Betty van Wijngaarden (51) heeft zo’n 25 jaar ervaring als zelfstandige in de zorgcommunicatie. Ooit begonnen als journalist en tekstschrijver (o.a. bij Zorgvisie, Nursing en diverse patiëntenorganisaties). Later ook als uitgever studieboeken a.i. bij Reed Business care & cure, als hoofdredacteur (o.a. bij vakblad ‘De Eerstelijns’, ‘Tijdschrift voor Verzorgenden’ en DOQ.nl ‘arts aan het woord’) en als sr. communicatieadviseur in de zorg.

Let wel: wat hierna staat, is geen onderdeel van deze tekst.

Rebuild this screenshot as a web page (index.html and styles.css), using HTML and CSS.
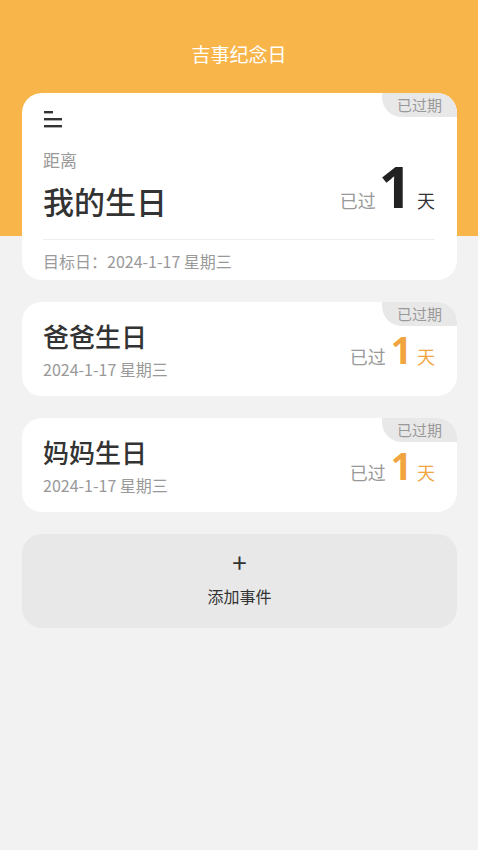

Waarom wilde je graag voor O²PZ werken?
‘Palliatieve zorg is in mijn ogen heel persoonlijke en menselijke zorg. Dat vraagt veel van zorgverleners. Niet alleen om moeilijke gesprekken aan te gaan, maar ook om de eigen emoties en eigen kwetsbaarheid te kunnen verdragen. Toen ik ging werken in de zorgcommunicatie werkte ik eerst vooral voor patiëntenorganisaties. Op een gegeven moment besefte ik, dat als ik werkelijk een bijdrage wilde leveren aan het verbeteren van de zorg, ik me het beste kon richten op communicatie gericht op zorgverleners. Dat heb ik sindsdien gedaan. Het helpen optimaliseren van het palliatieve zorgonderwijs door O²PZ is een ambitie die mooi aansluit op mijn wens om bij te dragen aan zorgverbetering. Daar zet ik graag mijn kennis en kunde voor in.’
Waarom is palliatieve zorg een belangrijk onderwerp voor jou?
‘Of zorgverleners dat nu willen of niet, ze krijgen allemaal met palliatieve zorg te maken. We hebben te maken met een enorme vergrijzingsgolf. Dat vraagt om een bredere taakopvatting van zorgprofessionals; niet alleen curatieve zorg maar ook palliatieve zorg. Daarnaast neemt in de Nederlandse samenleving de behoefte aan praten over de dood toe, zie bijvoorbeeld een programma als ‘Over mijn lijk’. Ook zie ik dat meer zorgverleners als vanzelfsprekend ‘Samen beslissen’ en de ‘Juiste zorg op de juiste plek’ toepassen. Ontwikkelingen die ook weer raakvlakken hebben met palliatieve zorg. Hoe geven we dat vervolgens binnen het zorgonderwijs goed vorm?
Privé is het eveneens een belangrijk onderwerp voor me. Een aantal jaar geleden, toen mijn moeder in een verpleeghuis lag, is er met haar of met ons als kinderen niet gesproken over palliatieve zorg, hoewel ze vanwege een chronische hartziekte steeds in en uit het ziekenhuis ging. Drie dagen voor haar overlijden gaf ze zélf aan geen curatieve zorg meer te willen. Ik heb toen met haar – gelukkig –nog een aantal heel goede en dierbare gesprekken kunnen voeren. Het had voor haar en voor ons een wereld van verschil gemaakt als een zorgverlener het onderwerp eerder bespreekbaar had gemaakt.’
Wat hoop je bij te dragen?
‘Goede communicatie om meer bekendheid te geven aan alle initiatieven die nu al gaande zijn om palliatieve zorg en het palliatieve zorgonderwijs te verbeteren. Ik zie hierin een ondersteunende en servicegerichte rol voor mezelf.’
Je noemt jezelf communicatie-‘diva’. Hoezo?
[grinnikt]. ‘Ik heb vroeger veel gezongen, vooral opera, als goede amateur. De diva in mij staat symbool voor levenslust, voor het omarmen van wie ikzelf ben en dat durven laten zien aan de buitenwereld. Met alle drukte, bombarie, kleur en muzikale omlijsting die daar soms bij horen. Oftewel: authentiek profileren. En dan hebben we het eigenlijk over communicatie. Mijn dochter verzon ooit een naam voor mijn Instagram-account: ‘diva of life’. Sindsdien is dat blijven hangen. Als communicatie-‘diva’ help ik opdrachtgevers met authentiek communiceren, op manieren die bij hen passen. Ik ben dus een servicegerichte communicatie-‘diva’; ik rol liever een rode loper uit voor mijn klanten dan voor mezelf.’